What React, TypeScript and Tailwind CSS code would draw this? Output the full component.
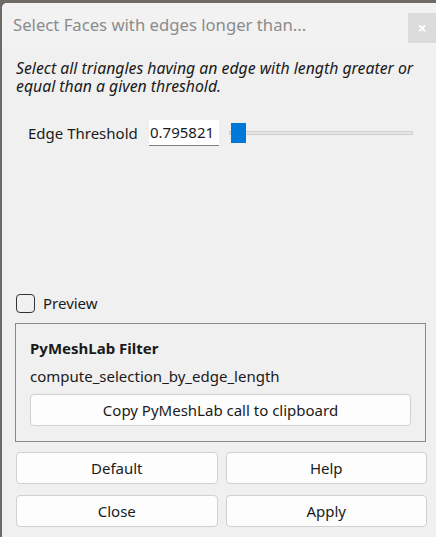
import React from "react";

const font = { fontFamily: "'Segoe UI', 'Noto Sans', sans-serif" };

function Btn({ children, className = "" }: { children: React.ReactNode; className?: string }) {
  return (
    <div
      className={
        "flex items-center justify-center h-[32px] bg-[#fdfdfd] border border-[#d0d0d0] rounded-[4px] text-[15px] text-[#1a1a1a] " +
        className
      }
    >
      {children}
    </div>
  );
}

export default function App() {
  return (
    <div className="w-[436px] h-[537px] bg-[#6e6a66] overflow-hidden" style={font}>
      <div className="ml-[2px] mt-[3px] h-[534px] bg-[#f0f0f0] rounded-tl-[5px] flex flex-col">
        <div className="h-[44px] bg-[#f2f2f2] rounded-tl-[5px] flex items-center justify-between">
          <div className="pl-[11px] text-[16.7px] text-[#8c8c8c] leading-none">Select Faces with edges longer than...</div>
          <div className="w-[28px] h-[30px] mt-[6px] bg-[#dcdcdc] flex items-center justify-center text-white text-[16px] font-bold leading-none">
            ×
          </div>
        </div>
        <div className="pl-[14px] pt-[12px] text-[15.8px] italic leading-[18px] text-[#1a1a1a]">
          <div className="h-[18px]">Select all triangles having an edge with length greater or</div>
          <div className="h-[18px]">equal than a given threshold.</div>
        </div>
        <div className="flex items-center mt-[25px] h-[26px]">
          <div className="pl-[26px] w-[147px] text-[15px] text-[#1a1a1a]">Edge Threshold</div>
          <div className="w-[70px] h-[26px] bg-white border-b border-[#808080] flex items-center pl-[1px] text-[15px] text-[#1a1a1a]">
            0.795821
          </div>
          <div className="relative ml-[10px] w-[184px] h-[20px] flex items-center">
            <div className="w-full h-[4px] bg-[#e5e5e5] border border-[#d0d0d0]" />
            <div className="absolute left-[2px] top-0 w-[15px] h-[20px] bg-[#0078d7]" />
          </div>
        </div>
        <div className="flex-1" />
        <div className="flex items-center pl-[14px] h-[20px] mb-[10px]">
          <div className="w-[19px] h-[19px] rounded-[4px] border border-[#333333] bg-[#f0f0f0]" />
          <div className="ml-[8px] text-[15px] text-[#1a1a1a]">Preview</div>
        </div>
        <div className="ml-[13px] mr-[10px] mb-[10px] border border-[#8a8a8a] h-[119px] flex flex-col px-[14px]">
          <div className="mt-[14px] font-bold text-[15px] text-[#1a1a1a] leading-[20px]">PyMeshLab Filter</div>
          <div className="mt-[8px] text-[15px] text-[#1a1a1a] leading-[20px]">compute_selection_by_edge_length</div>
          <Btn className="mt-[8px]">Copy PyMeshLab call to clipboard</Btn>
        </div>
        <div className="grid grid-cols-2 gap-x-[8px] gap-y-[11px] pl-[14px] pb-[10px] pr-[9px]">
          <Btn>Default</Btn>
          <Btn>Help</Btn>
          <Btn>Close</Btn>
          <Btn>Apply</Btn>
        </div>
      </div>
    </div>
  );
}
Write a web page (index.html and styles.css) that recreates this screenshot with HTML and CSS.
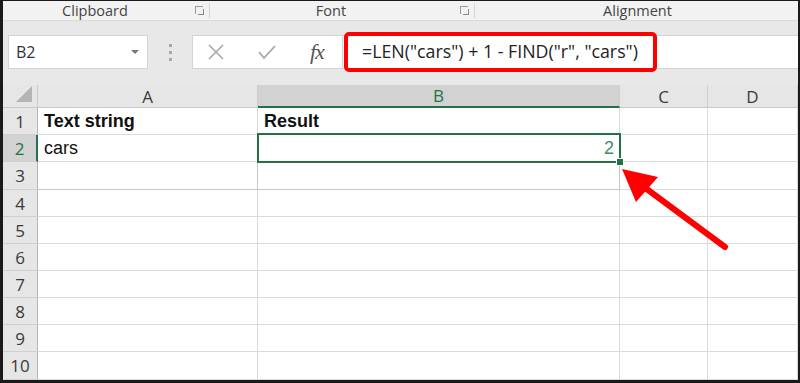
FILE: index.html
```html
<!DOCTYPE html>
<html lang="en">
<head>
    <meta charset="UTF-8">
    <title>LEN and FIND formula</title>
    <link rel="stylesheet" href="styles.css">
</head>
<body>
    <div class="frame">
        <div class="ribbon-labels">
            <div class="group clip">Clipboard<span class="launcher"></span></div>
            <div class="group font">Font<span class="launcher"></span></div>
            <div class="group align">Alignment</div>
        </div>

        <div class="formula-bar">
            <div class="name-box">
                <span>B2</span>
                <svg width="10" height="6" viewBox="0 0 10 6"><path d="M1 1 L5 5 L9 1 Z" fill="#777"/></svg>
            </div>
            <div class="grip"><i></i><i></i><i></i></div>
            <div class="fx-buttons">
                <svg width="16" height="16" viewBox="0 0 16 16"><path d="M1 1 L15 15 M15 1 L1 15" stroke="#a6a6a6" stroke-width="1.5"/></svg>
                <svg width="18" height="16" viewBox="0 0 18 16"><path d="M1 8 L6 14 L17 2" stroke="#a6a6a6" stroke-width="1.8" fill="none"/></svg>
                <span class="fx">fx</span>
            </div>
            <div class="formula-input">
                <span class="formula">=LEN("cars") + 1 - FIND("r", "cars")</span>
            </div>
        </div>

        <div class="sheet">
            <div class="hdr corner"><span class="tri"></span></div>
            <div class="hdr col">A</div>
            <div class="hdr col active">B</div>
            <div class="hdr col">C</div>
            <div class="hdr col">D</div>

            <div class="hdr row">1</div>
            <div class="cell bold">Text string</div>
            <div class="cell bold">Result</div>
            <div class="cell"></div>
            <div class="cell"></div>

            <div class="hdr row active">2</div>
            <div class="cell">cars</div>
            <div class="cell num selected">2</div>
            <div class="cell"></div>
            <div class="cell"></div>

            <div class="hdr row">3</div>
            <div class="cell dim"></div>
            <div class="cell dim"></div>
            <div class="cell"></div>
            <div class="cell"></div>

            <div class="hdr row">4</div><div class="cell"></div><div class="cell"></div><div class="cell"></div><div class="cell"></div>
            <div class="hdr row">5</div><div class="cell"></div><div class="cell"></div><div class="cell"></div><div class="cell"></div>
            <div class="hdr row">6</div><div class="cell"></div><div class="cell"></div><div class="cell"></div><div class="cell"></div>
            <div class="hdr row">7</div><div class="cell"></div><div class="cell"></div><div class="cell"></div><div class="cell"></div>
            <div class="hdr row">8</div><div class="cell"></div><div class="cell"></div><div class="cell"></div><div class="cell"></div>
            <div class="hdr row">9</div><div class="cell"></div><div class="cell"></div><div class="cell"></div><div class="cell"></div>
            <div class="hdr row">10</div><div class="cell"></div><div class="cell"></div><div class="cell"></div><div class="cell"></div>
        </div>

        <!-- annotation arrow pointing at the fill handle -->
        <svg class="arrow" width="800" height="383" viewBox="0 0 800 383">
            <polygon points="622,169 658,177 636,202" fill="#ff0000"/>
            <line x1="644" y1="187" x2="725" y2="247" stroke="#ff0000" stroke-width="6" stroke-linecap="round"/>
        </svg>
    </div>
</body>
</html>
```

FILE: styles.css
```css
body {
    margin: 0;
    background: white;
}
.frame {
    position: relative;
    width: 800px;
    height: 383px;
    box-sizing: border-box;
    border: solid #1a1a1a;
    border-width: 1px 2px 3px 3px;
    background: white;
    overflow: hidden;
}

/* ribbon group captions */
.ribbon-labels {
    display: flex;
    height: 19px;
    background: #f2f2f2;
    border-bottom: 1px solid #dadada;
    font-family: "Open Sans", sans-serif;
    font-size: 14.5px;
    color: #444;
}
.group {
    position: relative;
    text-align: center;
    border-right: 1px solid #d6d6d6;
    margin: 2px 0;
    line-height: 15px;
}
.group.clip { width: 207px; padding-right: 22px; box-sizing: border-box; }
.group.font { width: 265px; padding-right: 22px; box-sizing: border-box; }
.group.align { flex: 1; border-right: none; padding-left: 2px; }
.launcher {
    position: absolute;
    right: 6px;
    top: 3px;
    width: 7px;
    height: 7px;
    border-left: 1px solid #999;
    border-top: 1px solid #999;
}
.launcher::after {
    content: "";
    position: absolute;
    left: 2px;
    top: 2px;
    width: 5px;
    height: 5px;
    border-right: 1px solid #888;
    border-bottom: 1px solid #888;
}

/* name box + formula line */
.formula-bar {
    display: flex;
    align-items: center;
    height: 64px;
    background: #e8e8e8;
    padding-left: 5px;
}
.name-box {
    display: flex;
    align-items: center;
    justify-content: space-between;
    width: 140px;
    height: 34px;
    box-sizing: border-box;
    background: white;
    border: 1px solid #d4d4d4;
    padding: 0 7px 0 7px;
    font-family: "Open Sans", sans-serif;
    font-size: 16px;
    color: #2b3440;
    margin-top: -2px;
}
.grip {
    display: flex;
    flex-direction: column;
    gap: 4px;
    width: 44px;
    align-items: center;
    margin-top: -2px;
}
.grip i {
    width: 3px;
    height: 3px;
    background: #a8a8a8;
}
.fx-buttons {
    display: flex;
    align-items: center;
    gap: 34px;
    width: 151px;
    height: 34px;
    box-sizing: border-box;
    background: white;
    border: 1px solid #d4d4d4;
    padding-left: 15px;
    margin-top: -2px;
}
.fx {
    font-family: "Liberation Serif", serif;
    font-style: italic;
    font-size: 22px;
    color: #555;
    letter-spacing: -1px;
}
.formula-input {
    flex: 1;
    display: flex;
    align-items: center;
    height: 34px;
    background: white;
    border-top: 1px solid #d4d4d4;
    border-bottom: 1px solid #d4d4d4;
    box-sizing: border-box;
    margin-top: -2px;
}
.formula {
    box-sizing: border-box;
    height: 40px;
    width: 313px;
    margin-left: 1px;
    border: 4px solid #ff0000;
    border-radius: 5px;
    padding-left: 14px;
    font-family: "Open Sans", sans-serif;
    font-size: 17.8px;
    line-height: 31px;
    color: #222;
    white-space: nowrap;
}

/* worksheet grid */
.sheet {
    display: grid;
    grid-template-columns: 35px 220px 362px 88px 1fr;
    grid-template-rows: 23px 27px 27px 28px 27px 27px 27px 27px 27px 27px 28px;
}
.hdr {
    box-sizing: border-box;
    background: #e6e6e6;
    border-right: 1px solid #cfcfcf;
    border-bottom: 1px solid #c8c8c8;
    font-family: "Open Sans", sans-serif;
    font-size: 17px;
    color: #3a3a3a;
    display: flex;
    align-items: center;
    justify-content: center;
}
.hdr.row { border-bottom-color: #d0d0d0; border-right-color: #b5b5b5; }
.hdr.col.active {
    background: #d2d2d2;
    border-bottom: 2px solid #217346;
    color: #217346;
}
.hdr.row.active {
    background: #d2d2d2;
    border-right: 2px solid #217346;
    color: #217346;
}
.corner {
    position: relative;
    border-right-color: #c8c8c8;
}
.tri {
    position: absolute;
    right: 5px;
    bottom: 5px;
    width: 16px;
    height: 16px;
    background: #b4b4b4;
    clip-path: polygon(100% 0, 100% 100%, 0 100%);
}
.cell {
    box-sizing: border-box;
    border-right: 1px solid #dadada;
    border-bottom: 1px solid #dadada;
    font-family: "Liberation Sans", Arial, sans-serif;
    font-size: 18px;
    color: #111;
    padding: 0 6px;
    line-height: 26px;
    white-space: nowrap;
}
.cell.bold { font-weight: bold; }
.cell.dim {
    border-right-color: #c6c6c6;
    border-bottom-color: #c6c6c6;
}
.cell.num {
    text-align: right;
    color: #3c8f63;
    padding-right: 5px;
}
.cell.selected {
    position: relative;
}
.cell.selected::before {
    content: "";
    position: absolute;
    left: -1px;
    top: -2px;
    right: -2px;
    bottom: -2px;
    border: 2px solid #217346;
}
.cell.selected::after {
    content: "";
    position: absolute;
    right: -5px;
    bottom: -5px;
    width: 6px;
    height: 6px;
    background: #217346;
    border: 1px solid white;
}

.arrow {
    position: absolute;
    left: -3px;
    top: -1px;
    pointer-events: none;
}
```
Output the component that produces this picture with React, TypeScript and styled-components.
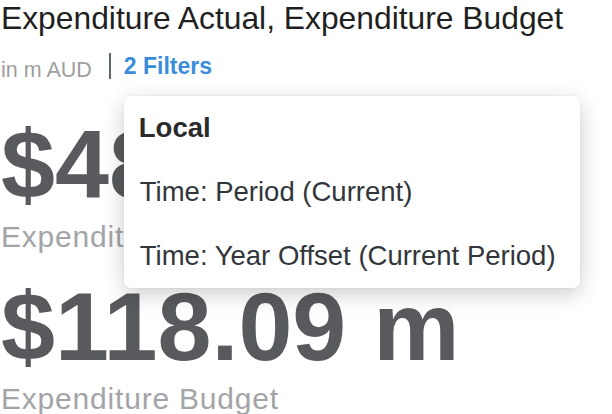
import styled, { createGlobalStyle } from 'styled-components';

const GlobalStyle = createGlobalStyle`
  html, body {
    margin: 0;
    padding: 0;
    background: #ffffff;
  }
  body {
    font-family: "Liberation Sans", Arial, sans-serif;
    overflow: hidden;
  }
`;

const Tile = styled.div`
  width: 612px;
  height: 414px;
  padding-left: 1px;
  box-sizing: border-box;
  display: flex;
  flex-direction: column;
`;

const Title = styled.h1`
  margin: 0;
  font-size: 31.8px;
  line-height: 36px;
  font-weight: 400;
  color: #1f1f1f;
  white-space: nowrap;
`;

const SubHeader = styled.div`
  display: flex;
  align-items: flex-start;
  height: 26px;
  margin-top: 17px;
`;

const Unit = styled.span`
  font-size: 21.5px;
  line-height: 26px;
  padding-top: 3.5px;
  color: #9e9e9e;
`;

const Divider = styled.span`
  width: 2px;
  height: 26px;
  background: #5d6570;
  margin: 0 13px 0 17px;
`;

const FilterAnchor = styled.div`
  position: relative;
`;

const FilterLink = styled.span`
  display: block;
  font-size: 23px;
  line-height: 26px;
  font-weight: 700;
  color: #3a8dd9;
  white-space: nowrap;
`;

const Popover = styled.div`
  position: absolute;
  top: calc(100% + 17px);
  left: 0;
  width: 456px;
  background: #ffffff;
  border-radius: 7px;
  box-shadow: 0 6px 22px rgba(0, 0, 0, 0.2), 0 0 3px rgba(0, 0, 0, 0.06);
  z-index: 10;
`;

const PopoverItem = styled.div<{ $heading?: boolean }>`
  padding: 0 16px 0 ${(p) => (p.$heading ? '15px' : '16px')};
  font-size: ${(p) => (p.$heading ? '27.5px' : '27.5px')};
  line-height: 64px;
  font-weight: ${(p) => (p.$heading ? 700 : 400)};
  color: ${(p) => (p.$heading ? '#2b2b2b' : '#32363a')};
  white-space: nowrap;
`;

const Kpis = styled.div`
  display: flex;
  flex-direction: column;
  gap: 23px;
  margin-top: 37px;
`;

const Kpi = styled.div`
  display: flex;
  flex-direction: column;
  gap: 6px;
`;

const Value = styled.div`
  font-size: 97px;
  line-height: 97px;
  font-weight: 700;
  color: #595a5d;
  white-space: nowrap;
`;

const Label = styled.div`
  font-size: 30px;
  line-height: 36px;
  letter-spacing: 0.8px;
  color: #a3a4a8;
  white-space: nowrap;
`;

const filters = ['Time: Period (Current)', 'Time: Year Offset (Current Period)'];

const kpis = [
  { value: '$48.52 m', label: 'Expenditure Actual' },
  { value: '$118.09 m', label: 'Expenditure Budget' },
];

export default function App() {
  return (
    <>
      <GlobalStyle />
      <Tile>
        <Title>Expenditure Actual, Expenditure Budget</Title>
        <SubHeader>
          <Unit>in m AUD</Unit>
          <Divider />
          <FilterAnchor>
            <FilterLink>2 Filters</FilterLink>
            <Popover>
              <PopoverItem $heading>Local</PopoverItem>
              {filters.map((f) => (
                <PopoverItem key={f}>{f}</PopoverItem>
              ))}
            </Popover>
          </FilterAnchor>
        </SubHeader>
        <Kpis>
          {kpis.map((k) => (
            <Kpi key={k.label}>
              <Value>{k.value}</Value>
              <Label>{k.label}</Label>
            </Kpi>
          ))}
        </Kpis>
      </Tile>
    </>
  );
}
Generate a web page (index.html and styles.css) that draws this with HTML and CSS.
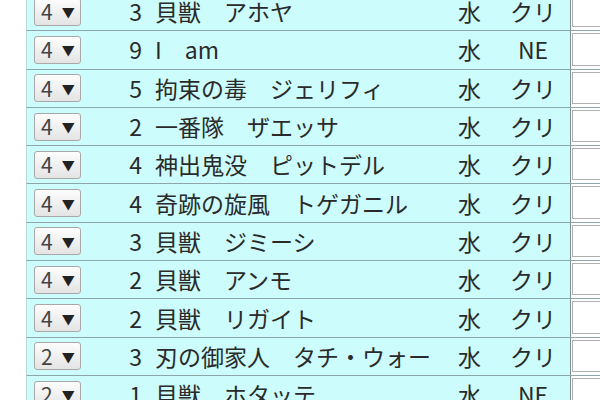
FILE: index.html
```html
<!DOCTYPE html>
<html lang="ja">
<head>
<meta charset="utf-8">
<link rel="stylesheet" href="styles.css">
</head>
<body>
<div class="table">
  <div class="row"><div class="c-sel"><span class="sel">4<span class="arr">▼</span></span></div><div class="c-num">3</div><div class="c-name">貝獣　アホヤ</div><div class="c-el">水</div><div class="c-type">クリ</div><div class="c-in"><span class="inp"></span></div></div>
  <div class="row"><div class="c-sel"><span class="sel">4<span class="arr">▼</span></span></div><div class="c-num">9</div><div class="c-name">I　am</div><div class="c-el">水</div><div class="c-type">NE</div><div class="c-in"><span class="inp"></span></div></div>
  <div class="row"><div class="c-sel"><span class="sel">4<span class="arr">▼</span></span></div><div class="c-num">5</div><div class="c-name">拘束の毒　ジェリフィ</div><div class="c-el">水</div><div class="c-type">クリ</div><div class="c-in"><span class="inp"></span></div></div>
  <div class="row"><div class="c-sel"><span class="sel">4<span class="arr">▼</span></span></div><div class="c-num">2</div><div class="c-name">一番隊　ザエッサ</div><div class="c-el">水</div><div class="c-type">クリ</div><div class="c-in"><span class="inp"></span></div></div>
  <div class="row"><div class="c-sel"><span class="sel">4<span class="arr">▼</span></span></div><div class="c-num">4</div><div class="c-name">神出鬼没　ピットデル</div><div class="c-el">水</div><div class="c-type">クリ</div><div class="c-in"><span class="inp"></span></div></div>
  <div class="row"><div class="c-sel"><span class="sel">4<span class="arr">▼</span></span></div><div class="c-num">4</div><div class="c-name">奇跡の旋風　トゲガニル</div><div class="c-el">水</div><div class="c-type">クリ</div><div class="c-in"><span class="inp"></span></div></div>
  <div class="row"><div class="c-sel"><span class="sel">4<span class="arr">▼</span></span></div><div class="c-num">3</div><div class="c-name">貝獣　ジミーシ</div><div class="c-el">水</div><div class="c-type">クリ</div><div class="c-in"><span class="inp"></span></div></div>
  <div class="row"><div class="c-sel"><span class="sel">4<span class="arr">▼</span></span></div><div class="c-num">2</div><div class="c-name">貝獣　アンモ</div><div class="c-el">水</div><div class="c-type">クリ</div><div class="c-in"><span class="inp"></span></div></div>
  <div class="row"><div class="c-sel"><span class="sel">4<span class="arr">▼</span></span></div><div class="c-num">2</div><div class="c-name">貝獣　リガイト</div><div class="c-el">水</div><div class="c-type">クリ</div><div class="c-in"><span class="inp"></span></div></div>
  <div class="row"><div class="c-sel"><span class="sel">2<span class="arr">▼</span></span></div><div class="c-num">3</div><div class="c-name">刃の御家人　タチ・ウォー</div><div class="c-el">水</div><div class="c-type">クリ</div><div class="c-in"><span class="inp"></span></div></div>
  <div class="row"><div class="c-sel"><span class="sel">2<span class="arr">▼</span></span></div><div class="c-num">1</div><div class="c-name">貝獣　ホタッテ</div><div class="c-el">水</div><div class="c-type">NE</div><div class="c-in"><span class="inp"></span></div></div>
</div>
</body>
</html>
```
FILE: styles.css
```css
html, body {
  margin: 0;
  padding: 0;
  background: #ffffff;
  overflow: hidden;
}
body {
  font-family: "Noto Sans CJK JP", "Noto Sans", sans-serif;
  color: #2a2a2a;
}
.table {
  margin-left: 26px;
  margin-top: -7px;
  width: 600px;
}
.row {
  display: grid;
  grid-template-columns: 74px 43px 307px 45px 74px 1fr;
  height: 38.3px;
  box-sizing: border-box;
  border-bottom: 1.5px solid #8ea6a9;
  border-left: 1px solid #b9d6d8;
  align-items: center;
  font-size: 23px;
  line-height: 1;
}
.row > div {
  height: 100%;
  display: flex;
  align-items: center;
  background: #ccfcfc;
  white-space: nowrap;
}
.c-sel {
  padding-left: 7px;
}
.sel {
  box-sizing: border-box;
  width: 47px;
  height: 28px;
  border: 1px solid #a8a8a8;
  border-radius: 3px;
  background: linear-gradient(#fdfdfd, #e4e4e4);
  display: flex;
  align-items: center;
  padding-left: 6px;
  font-size: 21px;
  color: #444;
}
.arr {
  font-size: 13px;
  margin-left: 9px;
  color: #222;
}
.c-num {
  justify-content: flex-end;
  padding-right: 2px;
}
.c-name {
  padding-left: 11px;
}
.c-el {
  padding-left: 7px;
}
.c-type {
  justify-content: center;
}
.row > .c-in {
  background: #ffffff;
  border-left: 1.5px solid #7d8f91;
  padding: 2px 0 3px 1px;
  box-sizing: border-box;
  align-items: stretch;
}
.inp {
  flex: 1;
  border: 1px solid #b0b0b0;
  border-right: none;
  background: #fff;
}
```
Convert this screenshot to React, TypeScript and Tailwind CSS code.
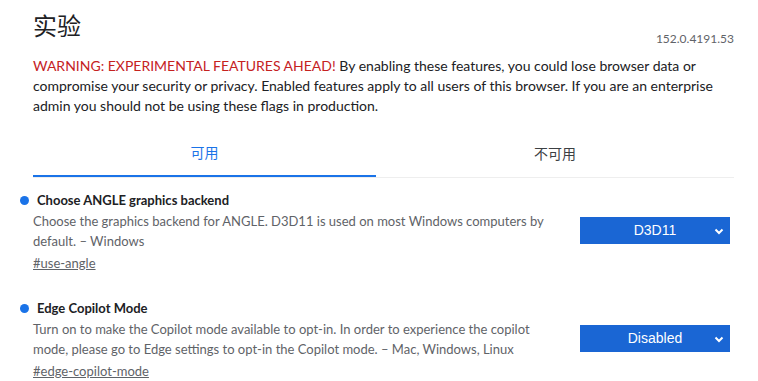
import React from "react";

const font = { fontFamily: 'Lato, "Noto Sans CJK SC", sans-serif' };

const Chevron = () => (
  <svg width="10" height="10" viewBox="0 0 10 10" className="absolute right-[6px] top-1/2 -translate-y-1/2">
    <path d="M1.5 3.5 L5 7 L8.5 3.5" fill="none" stroke="white" strokeWidth="2" />
  </svg>
);

const Flag = ({ title, desc, tag, value }: { title: string; desc: string; tag: string; value: string }) => (
  <div className="relative flex items-start justify-between">
    <span className="absolute -left-[13px] top-[6px] w-[9px] h-[9px] rounded-full bg-[#1a73e8]" />
    <div className="w-[530px]">
      <h3 className="text-[13px] font-bold text-[#202124] leading-[20px] ml-[4px]">{title}</h3>
      <p className="text-[13px] text-[#5f6368] leading-[20px] mt-[1px]">{desc}</p>
      <a className="block text-[13px] text-[#5f6368] underline leading-[20px] mt-[2px]">{tag}</a>
    </div>
    <div className="relative mt-[27px] mr-[4px] w-[150px] h-[27px] bg-[#1a66d4] text-white flex items-center justify-center text-[14px] font-['Liberation_Sans',sans-serif]">
      {value}
      <Chevron />
    </div>
  </div>
);

export default function App() {
  return (
    <div className="w-[758px] h-[381px] bg-white overflow-hidden" style={font}>
      <div className="ml-[33px] w-[701px] pt-[8px]">
        <div className="flex items-end justify-between">
          <h1 className="text-[24px] leading-[36px] text-[#202124]">实验</h1>
          <span className="text-[12px] text-[#5f6368] mb-[-4px]">152.0.4191.53</span>
        </div>
        <p className="mt-[12px] text-[14px] leading-[20px] text-[#202124]">
          <span className="text-[#c5221f]">WARNING: EXPERIMENTAL FEATURES AHEAD!</span> By enabling these features, you could lose browser data or compromise your security or privacy. Enabled features apply to all users of this browser. If you are an enterprise admin you should not be using these flags in production.
        </p>
        <div className="mt-[17px] flex border-b border-[#eeeeee]">
          <div className="w-[343px] h-[44px] pb-[4px] flex items-center justify-center text-[14px] text-[#1a73e8] border-b-2 border-[#1a73e8] -mb-[1px]">可用</div>
          <div className="flex-1 h-[44px] pb-[4px] flex items-center justify-center text-[14px] text-[#3c4043]">不可用</div>
        </div>
        <div className="mt-[12px]">
          <Flag
            title="Choose ANGLE graphics backend"
            desc="Choose the graphics backend for ANGLE. D3D11 is used on most Windows computers by default. – Windows"
            tag="#use-angle"
            value="D3D11"
          />
        </div>
        <div className="mt-[25px]">
          <Flag
            title="Edge Copilot Mode"
            desc="Turn on to make the Copilot mode available to opt-in. In order to experience the copilot mode, please go to Edge settings to opt-in the Copilot mode. – Mac, Windows, Linux"
            tag="#edge-copilot-mode"
            value="Disabled"
          />
        </div>
      </div>
    </div>
  );
}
# # #
## GOAL
Reply with one number only: how many lines of the listing hold "styles"?

## RESULT
6